The Prophetic Background — God as Divorced Husband

Let us consider another aspect of the Jewish background that Western readers may miss. It transforms the emotions of these texts. The image of marriage and divorce was used by prophets to describe God's relationship with Israel. Read these beautiful verses:

Isaiah 54:5-8 "For your Maker is your husband—Adonai-Tzva’ot is His Name—the Holy One of Israel is your Redeemer. He will be called God of all the earth. For Adonai has called you back like a wife deserted and grieved in spirit, like a wife of one’s youth that is rejected,” says your God. For a brief moment I deserted you, but I will regather you with great compassion. In a surge of anger I hid My face from you a moment, but with everlasting kindness I will have compassion on you,” says Adonai your Redeemer".

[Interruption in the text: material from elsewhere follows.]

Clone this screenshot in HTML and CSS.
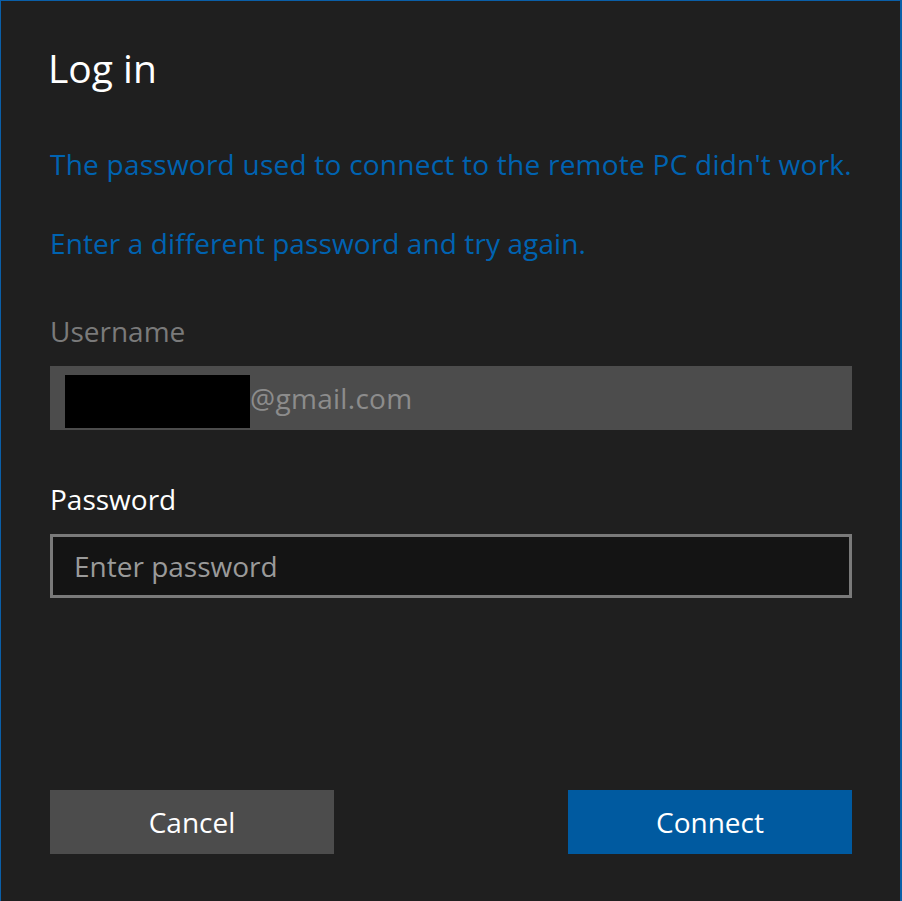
FILE: index.html
```
<!DOCTYPE html>
<html>
<head>
<meta charset="utf-8">
<link rel="stylesheet" href="styles.css">
</head>
<body>
<div class="dialog">
  <h1 class="title">Log in</h1>
  <p class="msg msg-first">The password used to connect to the remote PC didn't work.</p>
  <p class="msg msg-second">Enter a different password and try again.</p>
  <div class="label label-disabled">Username</div>
  <div class="field field-disabled"><span class="redact"></span><span class="field-text">@gmail.com</span></div>
  <div class="label label-active">Password</div>
  <div class="field field-input"><span class="placeholder">Enter password</span></div>
  <div class="spacer"></div>
  <div class="actions">
    <div class="btn btn-cancel">Cancel</div>
    <div class="btn btn-primary">Connect</div>
  </div>
</div>
</body>
</html>
```
FILE: styles.css
```
html, body {
  margin: 0;
  padding: 0;
  background: #1f1f1f;
}
.dialog {
  box-sizing: border-box;
  width: 902px;
  height: 901px;
  background: #1f1f1f;
  border-top: 1px solid #0a5fa8;
  border-left: 1px solid #0a5fa8;
  border-right: 2px solid #0a5fa8;
  padding: 39px 48px 0 49px;
  display: flex;
  flex-direction: column;
  font-family: "Open Sans", "Noto Sans", sans-serif;
}
.title {
  margin: 0 0 0 -2px;
  font-size: 39px;
  line-height: 56px;
  font-weight: 400;
  color: #ffffff;
}
.msg {
  margin: 0;
  font-size: 28px;
  line-height: 40px;
  color: #0063b1;
  white-space: nowrap;
}
.msg-first { margin-top: 48px; letter-spacing: 0.24px; }
.msg-second { margin-top: 39px; letter-spacing: 0.1px; }
.label {
  font-size: 28px;
  line-height: 40px;
  margin-top: 48px;
}
.label-disabled { color: #7a7a7a; }
.label-active { color: #ffffff; margin-top: 49px; }
.field {
  box-sizing: border-box;
  height: 64px;
  margin-top: 15px;
  display: flex;
  align-items: center;
  font-size: 28px;
}
.field-disabled {
  background: #4c4c4c;
  padding-left: 15px;
}
.redact {
  display: block;
  width: 185px;
  height: 53px;
  background: #000000;
  margin-top: 7px;
}
.field-text { color: #8c8c8c; letter-spacing: 0.3px; }
.field-input {
  background: #141414;
  border: 3px solid #7a7a7a;
  padding-left: 21px;
}
.placeholder { color: #9a9a9a; }
.spacer { flex: 1; }
.actions {
  display: flex;
  justify-content: space-between;
  margin-bottom: 47px;
}
.btn {
  width: 284px;
  height: 64px;
  display: flex;
  align-items: center;
  justify-content: center;
  font-size: 28px;
  color: #ffffff;
}
.btn-cancel { background: #4c4c4c; }
.btn-primary { background: #005aa0; }
```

This is extraordinary, indeed amazing. God Himself is presented in the prophetic literature as having gone through the experience of a broken covenant relationship: as the faithful husband whose wife was unfaithful. Yet there is the sweetness of forgiveness. When Jesus talks about marriage and divorce, He is talking as a Jew who knew these prophetic texts intimately. His concern for the permanence of marriage is not cold legalism: it is rooted in the understanding that marriage reflects the covenant faithfulness of God Himself. His openness to grace for those who have known failure is equally rooted in the prophetic portrait of a God whose steadfast love endures even the breaking of covenant.

Pastoral Application

Reading these texts through their proper Jewish background does not change the difficulties Pastors and Elders are faced with. In fact, in some ways, it makes it harder. That is because it calls for a more careful, loving, graceful and contextual thinking approach. It does not call for an easy of the peg legal approach, applying rules. But it makes it more faithful, and ultimately more compassionate. Indeed, the Scripture says:

Rom 9:15 “For to Moses He says, “I will have mercy on whom I have mercy, and I will have compassion on whom I have compassion.”

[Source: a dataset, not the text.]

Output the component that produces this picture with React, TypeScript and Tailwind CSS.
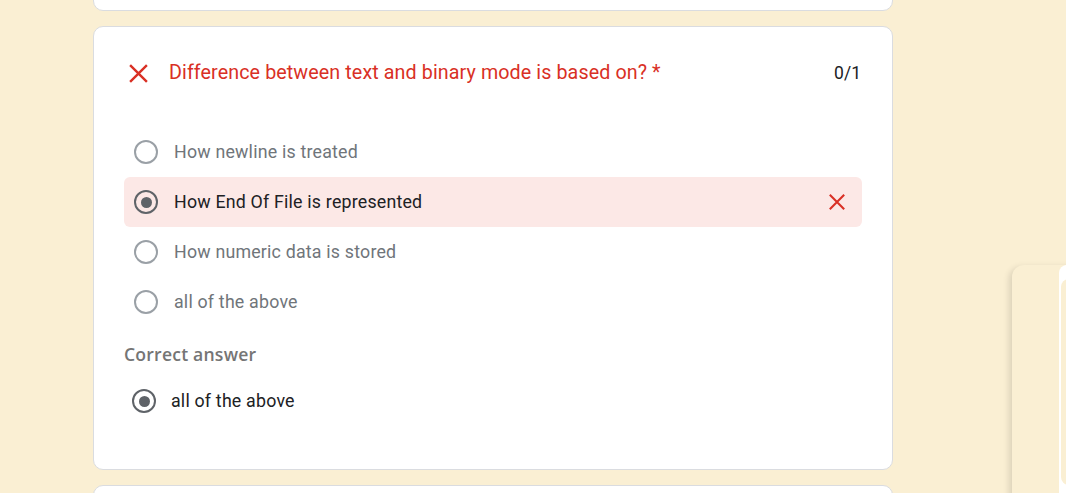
const options = [
  { id: 1, label: 'How newline is treated', selected: false },
  { id: 2, label: 'How End Of File is represented', selected: true },
  { id: 3, label: 'How numeric data is stored', selected: false },
  { id: 4, label: 'all of the above', selected: false },
]

function Radio({ checked }: { checked: boolean }) {
  if (checked) {
    return (
      <span className="w-[24px] h-[24px] shrink-0 rounded-full border-[2.5px] border-[#5f6368] flex items-center justify-center">
        <span className="w-[11px] h-[11px] rounded-full bg-[#5f6368]" />
      </span>
    )
  }
  return <span className="w-[24px] h-[24px] shrink-0 rounded-full border-[2px] border-[#9aa0a6]" />
}

function Cross({ size }: { size: number }) {
  return (
    <svg width={size} height={size} viewBox="0 0 20 20" className="shrink-0">
      <path d="M2 2 L18 18 M18 2 L2 18" stroke="#d93025" strokeWidth="2.3" strokeLinecap="butt" />
    </svg>
  )
}

export default function App() {
  return (
    <div
      className="relative h-[493px] w-full overflow-hidden bg-[#faefd3]"
      style={{ fontFamily: 'Roboto, "Noto Sans", sans-serif' }}
    >
      <div className="ml-[93px] w-[800px] flex flex-col gap-[15px]">
        {/* previous question card, mostly scrolled away */}
        <div className="-mt-[30px] h-[41px] rounded-[10px] border border-[#dadce0] bg-white" />

        {/* question card */}
        <div className="h-[444px] rounded-[10px] border border-[#dadce0] bg-white px-[30px] pt-[35px]">
          <div className="flex items-center h-[22px]">
            <div className="w-[25px] pl-[4px] flex items-center">
              <Cross size={21} />
            </div>
            <div className="ml-[20px] flex-1 text-[19.7px] text-[#d93025] tracking-[0.1px]">
              Difference between text and binary mode is based on? *
            </div>
            <div className="text-[17.5px] text-[#202124] pr-[1px]">0/1</div>
          </div>

          <div className="mt-[43px] flex flex-col">
            {options.map((o) => (
              <div
                key={o.id}
                className={
                  o.selected
                    ? 'h-[50px] flex items-center px-[10px] rounded-[6px] bg-[#fce8e6]'
                    : 'h-[50px] flex items-center px-[10px]'
                }
              >
                <Radio checked={o.selected} />
                <span
                  className={
                    o.selected
                      ? 'ml-[16px] flex-1 text-[17.8px] text-[#202124] tracking-[0.2px]'
                      : 'ml-[16px] flex-1 text-[17.8px] text-[#70757a] tracking-[0.2px]'
                  }
                >
                  {o.label}
                </span>
                {o.selected && (
                  <span className="mr-[6px]">
                    <Cross size={18} />
                  </span>
                )}
              </div>
            ))}
          </div>

          <div
            className="mt-[14px] text-[17.6px] font-semibold text-[#757575] tracking-[0.2px]"
            style={{ fontFamily: '"Open Sans", Roboto, sans-serif' }}
          >
            Correct answer
          </div>

          <div className="mt-[19px] h-[30px] flex items-center pl-[8px]">
            <Radio checked={true} />
            <span className="ml-[15px] text-[17.8px] text-[#202124] tracking-[0.2px]">all of the above</span>
          </div>
        </div>

        {/* next card */}
        <div className="h-[40px] rounded-[10px] border border-[#dadce0] bg-white" />
      </div>

      {/* floating side panel */}
      <div className="absolute left-[1012px] top-[265px] w-[80px] h-[260px] rounded-tl-[12px] bg-[#faefd3] shadow-[-3px_2px_6px_rgba(0,0,0,0.12)]">
        <div className="absolute left-[47px] top-0 right-0 bottom-0 bg-white rounded-tl-[8px]">
          <div className="absolute left-[2px] top-[14px] right-0 h-[206px] rounded-l-[8px] bg-[#faefd3]" />
        </div>
      </div>
    </div>
  )
}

 Several things emerge clearly from the readings we have considered. Jesus was not primarily focussing on the legality of divorce. He was defending vulnerable people, who in His day, were primarily women. He was speaking against legal exploitation of women by men. Any application of His teaching that results in further harm to vulnerable people has misread Him. The two-stage Jewish divorce process tells us that abandonment and the withholding of proper legal protection is in itself a serious moral failure. The person who walks away from a marriage and uses legal technicalities to maintain control and cause harm to their spouse is exactly the person Jesus was condemning. Grace and truth must be held together. The Lord of all is beautiful:

Psalm 85:11 “Lovingkindness and truth meet together. Righteousness and shalom kiss each other”.

Remember, it was Jesus who took the covenant of marriage with absolute seriousness, also said to the woman taken in adultery

John 8:11 "Neither do I condemn thee: go, and sin no more".

It was Paul who wrote with care about the binding nature of marriage also wrote that in the Christ "there is neither male nor female" (Galatians 3:28) Men and women are equally saved by God, through Jesus. Both have equal blessings and compassion from God. This was a radical statement of equality. Bear in mind, this was in a world where women were frequently the unprotected victims of divorce law. Many men thought they could see women as chattels who they could treat as they wished. God has other ideas. And finally, we must be mindful of those who have known the pain of a broken marriage. In divorce, there are those who were wronged or the one who bears responsibility for that wrong. Both stand before a holy God who has Himself known what it is to love faithfully and to experience a covenant broken. He does not stand at a distance from human marital pain. He has entered it. Of Jesus it is written:

Hebrews 4:15-16 “For we do not have a High Priest who cannot sympathize with our weaknesses, but having been tempted in all respects in quite the same way as we are, yet without sin. Therefore, let us come boldly to the throne of grace, so that we may receive mercy and find grace to help in time of need”.

Furthermore, God, even in anger, has a word to encourage us:

Isaiah 54:8 “”In overflowing anger for a moment I hid my face from you, but with everlasting love I will have compassion on you,” says the LORD, your Redeemer”. 

Conclusion

In divorce and remarriage, the Bible, properly read in its Jewish understanding, is not primarily approaching it from a legalistic position. Rather, without any compromise of the law, it is a passionate defence of the vulnerable. It is a call back to God's creational design for mankind. It is ultimately a reflection of God's own faithful and enduring love for people. Jesus lived as a Jewish Rabbi. He loved the Torah and loved the people the Torah was designed to guide and protect. Paul reasoned and argued as a Jewish pharisee who applied Torah principles to the pastoral situations he met. It was with compassion, care and precision. Both Jesus and Paul, would have been astonished to see their words interpreted as a Western legal system. They would not have wanted to see the precious Word of God sometimes turned to cause further harm to the very people God’s Word was seeking to protect. Read in context, these texts will always call the Church to take marriage seriously and to take people seriously urging them to honour the covenant of marriage they entered, However, the Church must extend grace to those for whom the covenant has broken down in imitation of the God who is both the faithful husband of Isaiah 54 and the running father of Luke 15.  As James wrote:

James 2:12-23  "So speak and so act as those who are to be judged under the law of liberty. For judgment is without mercy to one who has shown no mercy. Mercy triumphs over judgment". 

and John reminds us:

John 3:17 “For God did not send his Son into the world to condemn the world, but in order that the world might be saved through him".